━━━ SOURCE RECORDS

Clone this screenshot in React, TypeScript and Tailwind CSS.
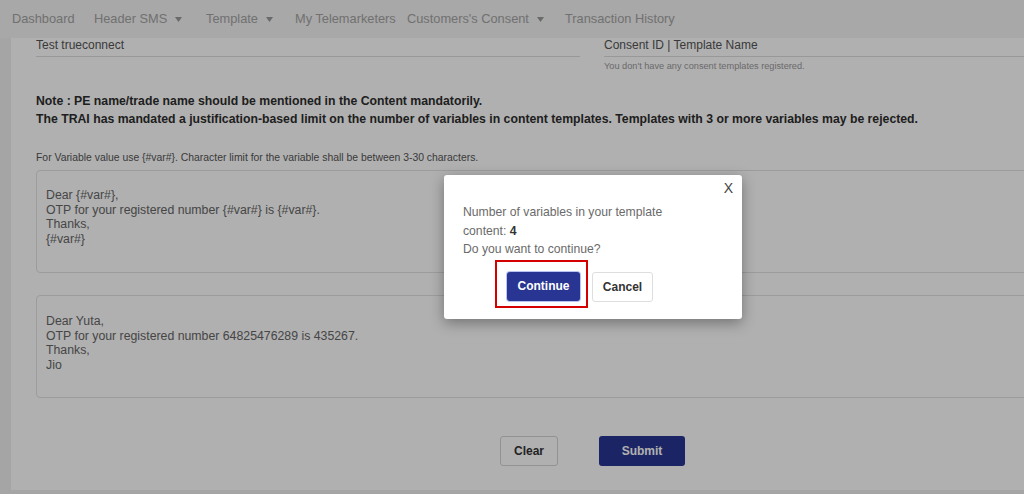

━━━━━━
━━━ SOURCE RECORDS

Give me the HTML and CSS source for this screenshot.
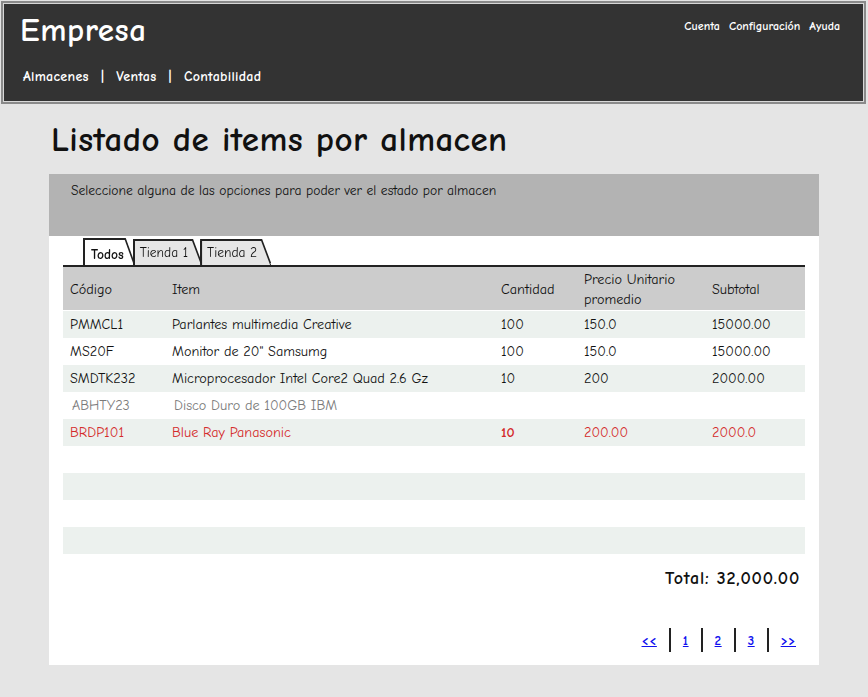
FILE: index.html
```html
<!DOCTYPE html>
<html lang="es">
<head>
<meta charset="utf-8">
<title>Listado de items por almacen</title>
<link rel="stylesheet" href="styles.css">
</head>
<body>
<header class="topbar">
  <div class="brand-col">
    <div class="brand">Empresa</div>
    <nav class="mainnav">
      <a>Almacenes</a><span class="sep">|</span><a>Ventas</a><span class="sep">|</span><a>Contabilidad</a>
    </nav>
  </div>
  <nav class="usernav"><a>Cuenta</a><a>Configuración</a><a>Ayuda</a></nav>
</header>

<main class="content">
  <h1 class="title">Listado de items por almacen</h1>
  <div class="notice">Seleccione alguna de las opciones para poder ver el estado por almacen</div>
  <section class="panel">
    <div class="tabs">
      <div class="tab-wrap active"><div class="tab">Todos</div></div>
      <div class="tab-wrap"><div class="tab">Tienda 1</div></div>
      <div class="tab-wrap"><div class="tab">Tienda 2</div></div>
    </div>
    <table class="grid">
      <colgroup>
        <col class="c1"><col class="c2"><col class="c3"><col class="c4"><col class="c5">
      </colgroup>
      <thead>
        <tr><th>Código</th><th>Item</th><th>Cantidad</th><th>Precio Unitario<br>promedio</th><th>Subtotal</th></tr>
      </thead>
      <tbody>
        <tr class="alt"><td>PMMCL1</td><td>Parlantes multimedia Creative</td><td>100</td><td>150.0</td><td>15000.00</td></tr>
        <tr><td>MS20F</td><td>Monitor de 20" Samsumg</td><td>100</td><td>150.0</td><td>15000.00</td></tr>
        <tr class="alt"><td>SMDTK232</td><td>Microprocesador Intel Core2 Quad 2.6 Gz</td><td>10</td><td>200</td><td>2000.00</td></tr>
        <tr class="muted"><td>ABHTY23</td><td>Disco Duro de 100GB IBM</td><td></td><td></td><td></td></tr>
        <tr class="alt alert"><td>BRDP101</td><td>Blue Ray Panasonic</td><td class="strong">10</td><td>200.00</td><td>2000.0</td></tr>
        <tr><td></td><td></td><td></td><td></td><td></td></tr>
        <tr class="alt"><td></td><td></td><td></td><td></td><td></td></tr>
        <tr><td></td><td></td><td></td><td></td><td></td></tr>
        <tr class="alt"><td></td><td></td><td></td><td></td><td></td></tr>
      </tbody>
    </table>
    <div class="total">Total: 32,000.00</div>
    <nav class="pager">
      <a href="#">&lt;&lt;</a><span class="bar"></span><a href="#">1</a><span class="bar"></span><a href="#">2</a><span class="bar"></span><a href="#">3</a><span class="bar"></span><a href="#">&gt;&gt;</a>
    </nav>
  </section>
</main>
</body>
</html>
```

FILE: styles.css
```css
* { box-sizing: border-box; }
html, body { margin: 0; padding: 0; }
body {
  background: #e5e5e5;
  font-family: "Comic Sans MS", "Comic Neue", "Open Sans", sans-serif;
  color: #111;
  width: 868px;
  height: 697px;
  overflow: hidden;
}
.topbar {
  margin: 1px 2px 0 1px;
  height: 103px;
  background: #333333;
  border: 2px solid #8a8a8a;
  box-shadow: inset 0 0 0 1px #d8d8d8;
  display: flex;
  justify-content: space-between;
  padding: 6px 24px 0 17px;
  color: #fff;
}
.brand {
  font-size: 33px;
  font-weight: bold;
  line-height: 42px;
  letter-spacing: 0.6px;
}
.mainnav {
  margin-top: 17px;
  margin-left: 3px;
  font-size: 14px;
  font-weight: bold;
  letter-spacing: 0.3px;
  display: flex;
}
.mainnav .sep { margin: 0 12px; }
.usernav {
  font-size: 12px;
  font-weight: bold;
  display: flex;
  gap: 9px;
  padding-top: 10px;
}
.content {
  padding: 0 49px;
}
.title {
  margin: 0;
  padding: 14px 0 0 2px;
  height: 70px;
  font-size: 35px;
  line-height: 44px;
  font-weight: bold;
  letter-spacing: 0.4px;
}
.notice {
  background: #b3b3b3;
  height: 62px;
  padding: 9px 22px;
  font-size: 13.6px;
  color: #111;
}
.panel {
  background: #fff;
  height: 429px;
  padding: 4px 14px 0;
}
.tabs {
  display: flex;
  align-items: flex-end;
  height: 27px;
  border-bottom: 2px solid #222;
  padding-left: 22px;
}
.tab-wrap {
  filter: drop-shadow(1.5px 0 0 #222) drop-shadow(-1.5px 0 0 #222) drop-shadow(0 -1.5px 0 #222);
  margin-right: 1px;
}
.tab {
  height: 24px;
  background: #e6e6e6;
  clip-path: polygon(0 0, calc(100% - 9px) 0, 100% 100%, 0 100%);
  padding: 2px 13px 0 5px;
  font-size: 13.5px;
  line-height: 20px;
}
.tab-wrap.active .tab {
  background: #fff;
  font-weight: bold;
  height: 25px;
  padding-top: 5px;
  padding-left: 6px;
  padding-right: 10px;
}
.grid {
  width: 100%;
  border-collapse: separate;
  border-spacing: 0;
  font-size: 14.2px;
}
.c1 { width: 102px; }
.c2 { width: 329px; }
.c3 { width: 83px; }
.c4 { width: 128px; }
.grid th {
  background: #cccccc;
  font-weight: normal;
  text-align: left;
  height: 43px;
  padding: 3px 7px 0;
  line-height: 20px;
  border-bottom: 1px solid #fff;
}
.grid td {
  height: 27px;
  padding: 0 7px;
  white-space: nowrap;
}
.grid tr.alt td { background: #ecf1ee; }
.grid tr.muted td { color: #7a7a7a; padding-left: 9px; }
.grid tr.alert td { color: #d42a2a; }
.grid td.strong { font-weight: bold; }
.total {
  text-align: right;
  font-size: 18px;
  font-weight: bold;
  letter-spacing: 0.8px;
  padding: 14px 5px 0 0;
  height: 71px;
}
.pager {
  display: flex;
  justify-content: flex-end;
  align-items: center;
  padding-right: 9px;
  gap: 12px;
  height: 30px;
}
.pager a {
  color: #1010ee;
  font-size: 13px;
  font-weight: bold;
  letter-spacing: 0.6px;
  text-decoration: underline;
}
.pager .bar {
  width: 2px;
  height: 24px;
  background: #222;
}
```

━━━━━━

● EXERCISE
Within the material above, find the lines that contain the word "this"; copy them.

● RESULT OF THE EXERCISE
Clone this screenshot in React, TypeScript and Tailwind CSS.
Give me the HTML and CSS source for this screenshot.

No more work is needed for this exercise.